[START]

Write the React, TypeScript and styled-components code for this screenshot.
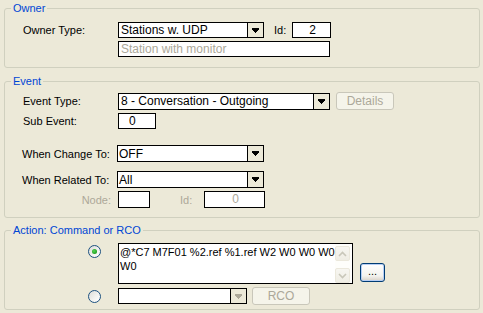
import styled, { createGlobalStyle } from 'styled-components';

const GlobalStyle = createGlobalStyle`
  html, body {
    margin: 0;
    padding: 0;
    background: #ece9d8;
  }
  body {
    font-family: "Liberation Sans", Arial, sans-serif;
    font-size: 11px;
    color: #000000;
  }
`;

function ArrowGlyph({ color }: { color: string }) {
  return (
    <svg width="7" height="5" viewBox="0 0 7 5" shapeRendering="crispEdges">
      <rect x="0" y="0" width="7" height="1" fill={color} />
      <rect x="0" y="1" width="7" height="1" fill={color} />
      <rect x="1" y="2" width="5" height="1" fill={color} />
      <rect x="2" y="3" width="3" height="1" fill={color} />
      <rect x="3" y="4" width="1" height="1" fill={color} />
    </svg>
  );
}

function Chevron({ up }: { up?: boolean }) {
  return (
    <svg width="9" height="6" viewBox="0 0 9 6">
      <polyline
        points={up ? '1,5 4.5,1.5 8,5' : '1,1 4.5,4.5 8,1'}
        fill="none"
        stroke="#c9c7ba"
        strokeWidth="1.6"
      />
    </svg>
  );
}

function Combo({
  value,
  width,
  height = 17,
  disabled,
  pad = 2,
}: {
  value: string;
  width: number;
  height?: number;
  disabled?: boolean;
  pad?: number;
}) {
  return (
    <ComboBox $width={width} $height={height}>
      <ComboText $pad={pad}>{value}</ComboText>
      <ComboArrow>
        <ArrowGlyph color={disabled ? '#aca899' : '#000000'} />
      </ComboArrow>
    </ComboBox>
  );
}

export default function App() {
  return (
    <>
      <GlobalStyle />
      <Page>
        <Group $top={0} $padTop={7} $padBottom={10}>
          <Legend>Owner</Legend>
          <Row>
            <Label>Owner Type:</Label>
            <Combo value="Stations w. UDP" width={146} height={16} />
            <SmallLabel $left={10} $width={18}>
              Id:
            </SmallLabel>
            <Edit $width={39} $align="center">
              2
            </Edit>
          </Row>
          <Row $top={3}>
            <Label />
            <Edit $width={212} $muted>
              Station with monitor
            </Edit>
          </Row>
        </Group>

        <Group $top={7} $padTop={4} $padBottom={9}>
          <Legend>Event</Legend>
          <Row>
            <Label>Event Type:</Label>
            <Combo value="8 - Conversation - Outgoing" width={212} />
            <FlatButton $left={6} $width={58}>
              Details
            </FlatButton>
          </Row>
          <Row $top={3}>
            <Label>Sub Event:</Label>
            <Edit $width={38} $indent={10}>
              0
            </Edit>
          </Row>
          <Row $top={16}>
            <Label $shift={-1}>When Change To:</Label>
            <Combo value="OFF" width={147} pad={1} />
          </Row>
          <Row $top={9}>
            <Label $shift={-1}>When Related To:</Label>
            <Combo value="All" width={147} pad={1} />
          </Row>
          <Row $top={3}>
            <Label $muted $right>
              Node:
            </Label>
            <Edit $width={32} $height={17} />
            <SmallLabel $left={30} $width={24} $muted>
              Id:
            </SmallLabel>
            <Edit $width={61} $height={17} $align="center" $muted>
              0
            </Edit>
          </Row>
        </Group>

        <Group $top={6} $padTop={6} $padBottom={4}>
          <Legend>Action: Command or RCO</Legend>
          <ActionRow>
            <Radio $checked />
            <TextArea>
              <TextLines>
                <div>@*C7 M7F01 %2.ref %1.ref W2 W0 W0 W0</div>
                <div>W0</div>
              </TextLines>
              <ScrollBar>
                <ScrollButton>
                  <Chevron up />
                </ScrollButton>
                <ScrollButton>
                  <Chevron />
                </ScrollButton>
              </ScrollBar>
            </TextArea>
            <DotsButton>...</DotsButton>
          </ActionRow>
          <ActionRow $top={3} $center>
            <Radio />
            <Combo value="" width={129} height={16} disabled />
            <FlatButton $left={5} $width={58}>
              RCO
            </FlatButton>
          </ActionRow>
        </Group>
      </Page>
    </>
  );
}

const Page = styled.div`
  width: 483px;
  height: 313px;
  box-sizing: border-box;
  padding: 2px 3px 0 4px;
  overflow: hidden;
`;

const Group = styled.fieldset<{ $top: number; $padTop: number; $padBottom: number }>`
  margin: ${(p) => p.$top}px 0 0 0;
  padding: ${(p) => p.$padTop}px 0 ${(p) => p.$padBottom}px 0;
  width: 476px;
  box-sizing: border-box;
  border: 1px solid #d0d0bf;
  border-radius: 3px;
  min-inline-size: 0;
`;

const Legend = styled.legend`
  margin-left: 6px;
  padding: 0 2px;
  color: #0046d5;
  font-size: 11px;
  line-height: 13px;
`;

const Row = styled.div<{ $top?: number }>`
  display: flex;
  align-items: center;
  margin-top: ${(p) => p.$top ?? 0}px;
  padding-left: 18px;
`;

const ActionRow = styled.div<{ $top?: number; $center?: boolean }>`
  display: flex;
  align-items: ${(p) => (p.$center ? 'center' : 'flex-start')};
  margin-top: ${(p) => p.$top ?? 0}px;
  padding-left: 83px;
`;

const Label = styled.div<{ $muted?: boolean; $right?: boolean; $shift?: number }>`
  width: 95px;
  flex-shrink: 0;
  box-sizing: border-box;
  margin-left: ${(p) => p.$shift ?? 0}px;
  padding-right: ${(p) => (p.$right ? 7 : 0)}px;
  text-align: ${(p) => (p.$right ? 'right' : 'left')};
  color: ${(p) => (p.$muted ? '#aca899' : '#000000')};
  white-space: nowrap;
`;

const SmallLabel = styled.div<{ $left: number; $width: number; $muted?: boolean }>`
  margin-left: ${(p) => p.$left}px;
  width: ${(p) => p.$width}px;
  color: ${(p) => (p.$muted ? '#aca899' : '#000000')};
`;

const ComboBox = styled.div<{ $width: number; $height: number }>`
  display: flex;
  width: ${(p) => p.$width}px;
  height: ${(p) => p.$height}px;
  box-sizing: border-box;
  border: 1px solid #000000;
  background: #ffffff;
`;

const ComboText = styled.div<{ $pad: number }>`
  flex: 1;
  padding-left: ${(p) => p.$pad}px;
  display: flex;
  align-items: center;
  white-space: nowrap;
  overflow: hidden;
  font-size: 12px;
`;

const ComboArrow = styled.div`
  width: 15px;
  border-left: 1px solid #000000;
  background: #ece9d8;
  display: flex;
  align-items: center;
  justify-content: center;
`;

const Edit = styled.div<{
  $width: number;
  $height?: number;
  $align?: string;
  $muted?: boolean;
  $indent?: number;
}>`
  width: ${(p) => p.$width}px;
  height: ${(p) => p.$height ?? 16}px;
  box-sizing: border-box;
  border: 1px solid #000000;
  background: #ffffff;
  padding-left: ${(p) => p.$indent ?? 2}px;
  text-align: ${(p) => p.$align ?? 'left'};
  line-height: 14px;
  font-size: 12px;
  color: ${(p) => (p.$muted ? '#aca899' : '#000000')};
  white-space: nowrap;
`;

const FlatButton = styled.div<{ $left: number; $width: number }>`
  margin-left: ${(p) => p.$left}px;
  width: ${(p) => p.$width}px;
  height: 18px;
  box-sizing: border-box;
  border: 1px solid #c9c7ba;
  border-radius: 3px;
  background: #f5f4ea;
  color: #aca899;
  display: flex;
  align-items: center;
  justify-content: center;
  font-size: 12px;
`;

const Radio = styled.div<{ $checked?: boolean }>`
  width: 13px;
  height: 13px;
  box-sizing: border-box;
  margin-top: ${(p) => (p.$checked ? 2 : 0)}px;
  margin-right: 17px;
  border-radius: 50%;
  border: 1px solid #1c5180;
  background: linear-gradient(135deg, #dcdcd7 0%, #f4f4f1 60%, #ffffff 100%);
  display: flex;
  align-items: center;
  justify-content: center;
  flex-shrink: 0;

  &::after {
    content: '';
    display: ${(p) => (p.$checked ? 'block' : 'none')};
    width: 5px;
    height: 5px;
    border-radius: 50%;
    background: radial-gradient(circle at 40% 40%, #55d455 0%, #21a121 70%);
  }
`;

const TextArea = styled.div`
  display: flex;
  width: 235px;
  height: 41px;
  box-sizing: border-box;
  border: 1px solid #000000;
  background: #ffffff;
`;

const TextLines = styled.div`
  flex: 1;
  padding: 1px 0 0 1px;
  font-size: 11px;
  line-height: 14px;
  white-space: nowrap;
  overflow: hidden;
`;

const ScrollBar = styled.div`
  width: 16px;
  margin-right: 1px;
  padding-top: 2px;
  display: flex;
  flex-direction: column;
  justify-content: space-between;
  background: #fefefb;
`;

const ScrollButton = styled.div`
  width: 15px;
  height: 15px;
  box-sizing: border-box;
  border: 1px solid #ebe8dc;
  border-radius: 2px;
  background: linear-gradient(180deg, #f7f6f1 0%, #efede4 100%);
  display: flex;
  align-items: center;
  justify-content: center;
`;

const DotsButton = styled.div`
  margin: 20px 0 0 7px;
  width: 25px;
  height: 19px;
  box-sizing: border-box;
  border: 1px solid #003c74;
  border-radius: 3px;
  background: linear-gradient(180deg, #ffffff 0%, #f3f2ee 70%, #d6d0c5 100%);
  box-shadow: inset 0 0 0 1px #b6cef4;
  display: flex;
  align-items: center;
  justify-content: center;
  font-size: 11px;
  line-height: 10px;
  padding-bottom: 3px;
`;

[END]

AIM OF THE EXERCISE >>
Extract from the data every line where "components" shows up.

EXPECTED ANSWER >>
Write the React, TypeScript and styled-components code for this screenshot.
import styled, { createGlobalStyle } from 'styled-components';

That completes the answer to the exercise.